**OBJECTIVE**: State how many lines of the data contain the word "TypeScript", and write nothing besides the number.

**DATA PROVIDED**:
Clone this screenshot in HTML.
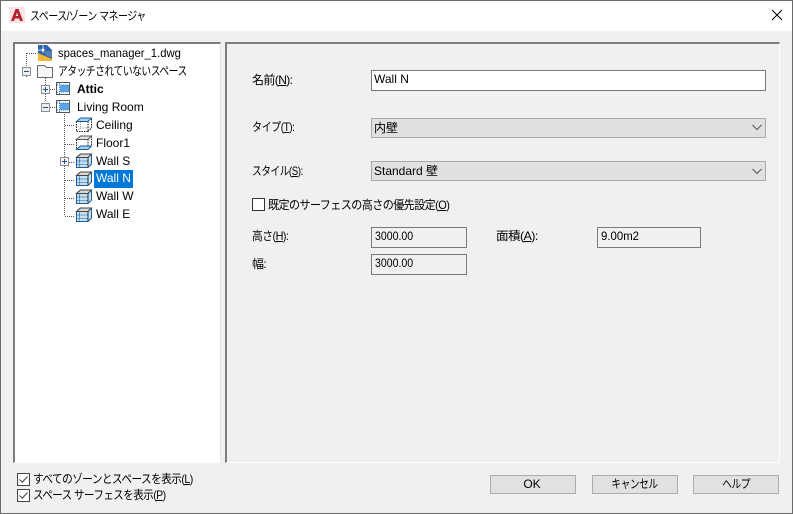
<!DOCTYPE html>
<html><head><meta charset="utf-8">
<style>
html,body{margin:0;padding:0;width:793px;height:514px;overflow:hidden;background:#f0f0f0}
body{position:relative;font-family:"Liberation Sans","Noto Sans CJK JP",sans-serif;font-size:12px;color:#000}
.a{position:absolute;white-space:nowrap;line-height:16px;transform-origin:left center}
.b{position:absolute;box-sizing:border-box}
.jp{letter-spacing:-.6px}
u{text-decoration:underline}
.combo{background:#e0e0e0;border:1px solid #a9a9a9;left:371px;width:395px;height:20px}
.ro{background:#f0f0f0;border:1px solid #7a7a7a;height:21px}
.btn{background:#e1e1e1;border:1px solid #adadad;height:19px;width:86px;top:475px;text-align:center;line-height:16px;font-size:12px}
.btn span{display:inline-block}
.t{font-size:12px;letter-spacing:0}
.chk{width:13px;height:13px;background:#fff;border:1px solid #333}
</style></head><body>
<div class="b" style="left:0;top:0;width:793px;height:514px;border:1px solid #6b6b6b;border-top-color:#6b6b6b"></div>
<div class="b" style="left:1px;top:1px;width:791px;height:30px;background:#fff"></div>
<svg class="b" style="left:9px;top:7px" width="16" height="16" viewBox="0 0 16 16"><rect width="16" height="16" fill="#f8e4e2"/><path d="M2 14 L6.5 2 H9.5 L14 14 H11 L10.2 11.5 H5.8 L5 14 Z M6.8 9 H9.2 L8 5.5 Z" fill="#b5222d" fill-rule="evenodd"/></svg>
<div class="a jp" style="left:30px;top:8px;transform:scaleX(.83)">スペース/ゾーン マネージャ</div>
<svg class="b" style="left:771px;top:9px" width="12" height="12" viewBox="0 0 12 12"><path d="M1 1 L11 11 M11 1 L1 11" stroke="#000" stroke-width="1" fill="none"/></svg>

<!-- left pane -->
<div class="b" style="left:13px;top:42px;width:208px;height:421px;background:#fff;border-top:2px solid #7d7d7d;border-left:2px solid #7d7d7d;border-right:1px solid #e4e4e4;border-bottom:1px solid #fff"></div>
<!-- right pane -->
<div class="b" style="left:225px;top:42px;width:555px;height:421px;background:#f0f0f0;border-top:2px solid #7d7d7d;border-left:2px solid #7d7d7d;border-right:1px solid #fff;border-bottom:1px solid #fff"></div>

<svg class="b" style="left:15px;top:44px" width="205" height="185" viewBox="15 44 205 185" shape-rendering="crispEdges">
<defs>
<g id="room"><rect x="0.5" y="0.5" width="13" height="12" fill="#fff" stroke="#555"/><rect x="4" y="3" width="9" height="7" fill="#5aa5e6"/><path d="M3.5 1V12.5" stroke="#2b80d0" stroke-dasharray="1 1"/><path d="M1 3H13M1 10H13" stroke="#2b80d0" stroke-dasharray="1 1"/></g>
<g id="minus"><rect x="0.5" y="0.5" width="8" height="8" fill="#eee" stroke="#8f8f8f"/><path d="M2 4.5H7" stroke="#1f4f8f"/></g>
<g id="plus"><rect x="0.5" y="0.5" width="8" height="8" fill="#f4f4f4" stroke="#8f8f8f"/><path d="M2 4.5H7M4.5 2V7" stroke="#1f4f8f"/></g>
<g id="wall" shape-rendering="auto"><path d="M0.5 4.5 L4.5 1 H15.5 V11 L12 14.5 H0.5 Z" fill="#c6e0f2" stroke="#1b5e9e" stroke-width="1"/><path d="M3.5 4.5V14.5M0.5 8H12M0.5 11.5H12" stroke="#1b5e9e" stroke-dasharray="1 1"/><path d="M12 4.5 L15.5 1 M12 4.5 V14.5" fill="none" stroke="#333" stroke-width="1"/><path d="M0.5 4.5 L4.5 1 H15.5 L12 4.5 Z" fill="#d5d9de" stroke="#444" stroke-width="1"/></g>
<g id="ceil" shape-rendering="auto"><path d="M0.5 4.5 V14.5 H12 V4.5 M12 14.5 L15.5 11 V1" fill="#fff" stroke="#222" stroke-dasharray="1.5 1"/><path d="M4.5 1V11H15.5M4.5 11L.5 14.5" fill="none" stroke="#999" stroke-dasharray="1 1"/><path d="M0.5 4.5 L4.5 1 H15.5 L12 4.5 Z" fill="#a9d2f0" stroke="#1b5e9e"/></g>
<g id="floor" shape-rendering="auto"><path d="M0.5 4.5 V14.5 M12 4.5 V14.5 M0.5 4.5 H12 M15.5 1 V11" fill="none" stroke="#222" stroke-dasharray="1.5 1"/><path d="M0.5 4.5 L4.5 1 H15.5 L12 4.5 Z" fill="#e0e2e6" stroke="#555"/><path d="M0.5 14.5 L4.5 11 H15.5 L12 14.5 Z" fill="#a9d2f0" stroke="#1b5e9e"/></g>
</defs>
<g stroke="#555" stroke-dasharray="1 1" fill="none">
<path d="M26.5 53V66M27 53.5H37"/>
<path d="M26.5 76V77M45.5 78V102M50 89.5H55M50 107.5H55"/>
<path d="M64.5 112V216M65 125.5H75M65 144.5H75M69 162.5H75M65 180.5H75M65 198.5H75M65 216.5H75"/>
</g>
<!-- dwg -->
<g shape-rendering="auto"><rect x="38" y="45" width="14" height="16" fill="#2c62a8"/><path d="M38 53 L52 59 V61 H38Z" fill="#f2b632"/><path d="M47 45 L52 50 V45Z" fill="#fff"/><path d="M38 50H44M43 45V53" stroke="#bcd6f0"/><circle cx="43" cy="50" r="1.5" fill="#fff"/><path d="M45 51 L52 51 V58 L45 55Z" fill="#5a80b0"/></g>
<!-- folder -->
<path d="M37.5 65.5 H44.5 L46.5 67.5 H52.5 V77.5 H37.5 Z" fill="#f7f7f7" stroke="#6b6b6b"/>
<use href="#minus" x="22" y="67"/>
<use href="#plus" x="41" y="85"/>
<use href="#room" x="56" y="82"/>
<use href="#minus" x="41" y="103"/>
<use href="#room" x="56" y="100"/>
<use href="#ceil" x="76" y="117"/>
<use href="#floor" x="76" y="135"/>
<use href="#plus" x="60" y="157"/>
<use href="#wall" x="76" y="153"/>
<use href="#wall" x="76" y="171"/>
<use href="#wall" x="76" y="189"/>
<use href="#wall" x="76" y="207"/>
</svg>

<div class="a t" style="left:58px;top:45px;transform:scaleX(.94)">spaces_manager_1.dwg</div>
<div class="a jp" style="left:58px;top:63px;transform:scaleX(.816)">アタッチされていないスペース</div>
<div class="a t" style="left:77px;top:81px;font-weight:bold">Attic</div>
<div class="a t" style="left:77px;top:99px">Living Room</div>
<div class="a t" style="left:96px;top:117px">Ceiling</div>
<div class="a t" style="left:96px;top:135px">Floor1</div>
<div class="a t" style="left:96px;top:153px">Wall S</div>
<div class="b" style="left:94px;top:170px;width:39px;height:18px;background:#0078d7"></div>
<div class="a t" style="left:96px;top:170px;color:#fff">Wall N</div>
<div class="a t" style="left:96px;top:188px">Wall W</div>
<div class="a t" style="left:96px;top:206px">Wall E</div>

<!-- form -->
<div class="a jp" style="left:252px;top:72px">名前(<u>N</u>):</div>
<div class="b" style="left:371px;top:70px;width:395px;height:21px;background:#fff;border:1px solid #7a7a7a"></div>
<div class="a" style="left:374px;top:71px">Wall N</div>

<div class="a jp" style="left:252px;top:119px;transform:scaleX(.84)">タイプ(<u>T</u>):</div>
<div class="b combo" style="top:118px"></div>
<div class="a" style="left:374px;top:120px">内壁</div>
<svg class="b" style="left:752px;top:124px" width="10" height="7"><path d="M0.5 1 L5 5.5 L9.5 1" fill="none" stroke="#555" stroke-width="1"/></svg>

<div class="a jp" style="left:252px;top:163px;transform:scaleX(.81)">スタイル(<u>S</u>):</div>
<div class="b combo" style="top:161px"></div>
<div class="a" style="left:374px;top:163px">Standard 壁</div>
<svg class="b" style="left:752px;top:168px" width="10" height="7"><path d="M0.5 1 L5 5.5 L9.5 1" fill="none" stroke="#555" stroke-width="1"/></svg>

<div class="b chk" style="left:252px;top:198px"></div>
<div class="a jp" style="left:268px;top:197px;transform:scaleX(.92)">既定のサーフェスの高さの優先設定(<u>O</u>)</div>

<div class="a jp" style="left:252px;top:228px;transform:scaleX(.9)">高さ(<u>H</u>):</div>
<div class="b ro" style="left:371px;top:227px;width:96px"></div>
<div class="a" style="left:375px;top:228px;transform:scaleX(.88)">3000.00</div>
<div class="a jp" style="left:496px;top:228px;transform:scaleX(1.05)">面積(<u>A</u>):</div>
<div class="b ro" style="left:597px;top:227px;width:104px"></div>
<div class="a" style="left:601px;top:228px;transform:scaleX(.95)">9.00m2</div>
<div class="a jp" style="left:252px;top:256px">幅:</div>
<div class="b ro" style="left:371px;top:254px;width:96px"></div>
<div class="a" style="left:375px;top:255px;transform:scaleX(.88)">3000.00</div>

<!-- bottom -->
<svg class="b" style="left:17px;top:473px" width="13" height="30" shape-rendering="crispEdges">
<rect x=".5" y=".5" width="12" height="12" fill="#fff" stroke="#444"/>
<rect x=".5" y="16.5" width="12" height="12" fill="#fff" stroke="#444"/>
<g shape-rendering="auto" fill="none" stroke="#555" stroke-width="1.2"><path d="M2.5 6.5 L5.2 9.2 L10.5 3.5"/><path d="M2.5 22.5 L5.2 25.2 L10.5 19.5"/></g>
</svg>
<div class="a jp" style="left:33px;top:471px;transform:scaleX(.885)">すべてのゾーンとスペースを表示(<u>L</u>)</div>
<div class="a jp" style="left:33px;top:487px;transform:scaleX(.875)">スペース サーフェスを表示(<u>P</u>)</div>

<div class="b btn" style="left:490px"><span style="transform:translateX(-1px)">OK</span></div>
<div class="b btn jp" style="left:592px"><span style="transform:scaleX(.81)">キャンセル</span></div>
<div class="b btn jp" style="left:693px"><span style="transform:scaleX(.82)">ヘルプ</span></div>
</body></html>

==

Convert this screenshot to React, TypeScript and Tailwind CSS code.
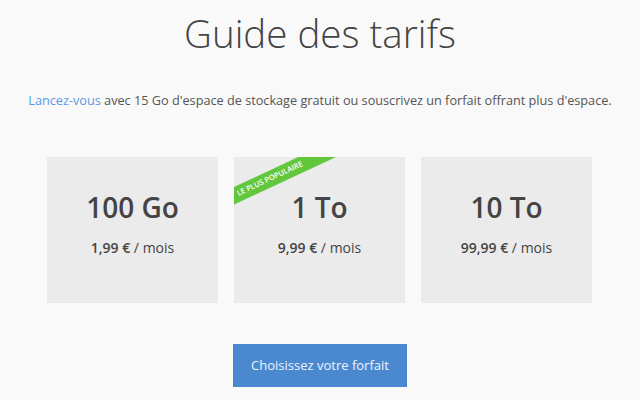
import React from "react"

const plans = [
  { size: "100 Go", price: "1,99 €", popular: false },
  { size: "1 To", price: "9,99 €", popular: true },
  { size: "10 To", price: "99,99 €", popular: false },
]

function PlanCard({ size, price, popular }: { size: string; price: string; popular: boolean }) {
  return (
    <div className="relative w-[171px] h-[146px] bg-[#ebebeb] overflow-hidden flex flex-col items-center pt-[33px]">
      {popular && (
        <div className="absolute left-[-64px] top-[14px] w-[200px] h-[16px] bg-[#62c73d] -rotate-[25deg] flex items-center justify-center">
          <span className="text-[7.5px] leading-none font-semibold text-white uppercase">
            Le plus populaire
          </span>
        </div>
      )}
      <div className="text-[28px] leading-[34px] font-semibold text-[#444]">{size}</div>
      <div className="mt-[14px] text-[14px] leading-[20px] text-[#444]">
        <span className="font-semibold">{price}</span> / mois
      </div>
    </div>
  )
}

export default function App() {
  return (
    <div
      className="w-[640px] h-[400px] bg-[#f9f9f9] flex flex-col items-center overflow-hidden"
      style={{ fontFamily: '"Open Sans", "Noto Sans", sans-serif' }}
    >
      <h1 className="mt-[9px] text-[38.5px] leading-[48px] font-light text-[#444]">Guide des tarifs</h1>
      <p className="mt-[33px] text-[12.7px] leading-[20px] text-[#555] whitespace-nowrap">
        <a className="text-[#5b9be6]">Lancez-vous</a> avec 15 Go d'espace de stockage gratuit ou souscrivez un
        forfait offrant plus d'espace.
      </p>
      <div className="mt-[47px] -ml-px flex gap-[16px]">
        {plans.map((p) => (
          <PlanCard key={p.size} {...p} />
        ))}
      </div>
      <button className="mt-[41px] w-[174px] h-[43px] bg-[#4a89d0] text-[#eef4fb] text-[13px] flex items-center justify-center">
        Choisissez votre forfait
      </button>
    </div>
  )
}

...

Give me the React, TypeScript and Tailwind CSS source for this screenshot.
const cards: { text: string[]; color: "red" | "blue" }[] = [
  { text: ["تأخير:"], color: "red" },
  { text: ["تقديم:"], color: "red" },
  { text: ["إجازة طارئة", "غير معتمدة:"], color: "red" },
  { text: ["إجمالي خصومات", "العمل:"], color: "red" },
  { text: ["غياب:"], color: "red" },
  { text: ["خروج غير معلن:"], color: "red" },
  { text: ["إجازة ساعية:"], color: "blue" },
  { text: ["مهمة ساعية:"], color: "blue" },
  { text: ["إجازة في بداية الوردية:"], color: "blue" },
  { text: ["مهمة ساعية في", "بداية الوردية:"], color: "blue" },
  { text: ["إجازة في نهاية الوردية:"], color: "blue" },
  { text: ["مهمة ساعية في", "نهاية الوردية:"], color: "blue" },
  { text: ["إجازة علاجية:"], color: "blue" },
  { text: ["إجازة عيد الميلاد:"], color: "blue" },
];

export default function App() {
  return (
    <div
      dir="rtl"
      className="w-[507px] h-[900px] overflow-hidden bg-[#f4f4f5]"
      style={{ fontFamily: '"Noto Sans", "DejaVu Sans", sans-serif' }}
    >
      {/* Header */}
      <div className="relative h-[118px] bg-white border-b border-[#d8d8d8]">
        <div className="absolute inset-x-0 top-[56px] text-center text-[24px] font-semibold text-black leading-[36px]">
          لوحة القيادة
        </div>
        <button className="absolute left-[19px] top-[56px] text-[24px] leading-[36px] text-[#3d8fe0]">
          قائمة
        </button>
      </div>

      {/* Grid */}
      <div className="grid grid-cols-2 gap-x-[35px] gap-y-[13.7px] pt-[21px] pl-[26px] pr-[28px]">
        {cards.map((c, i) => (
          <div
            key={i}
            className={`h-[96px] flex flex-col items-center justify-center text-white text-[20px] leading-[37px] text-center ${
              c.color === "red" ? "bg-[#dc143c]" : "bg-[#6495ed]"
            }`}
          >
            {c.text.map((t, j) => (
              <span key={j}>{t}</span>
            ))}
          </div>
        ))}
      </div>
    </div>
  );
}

**RIGHT ANSWER**: 2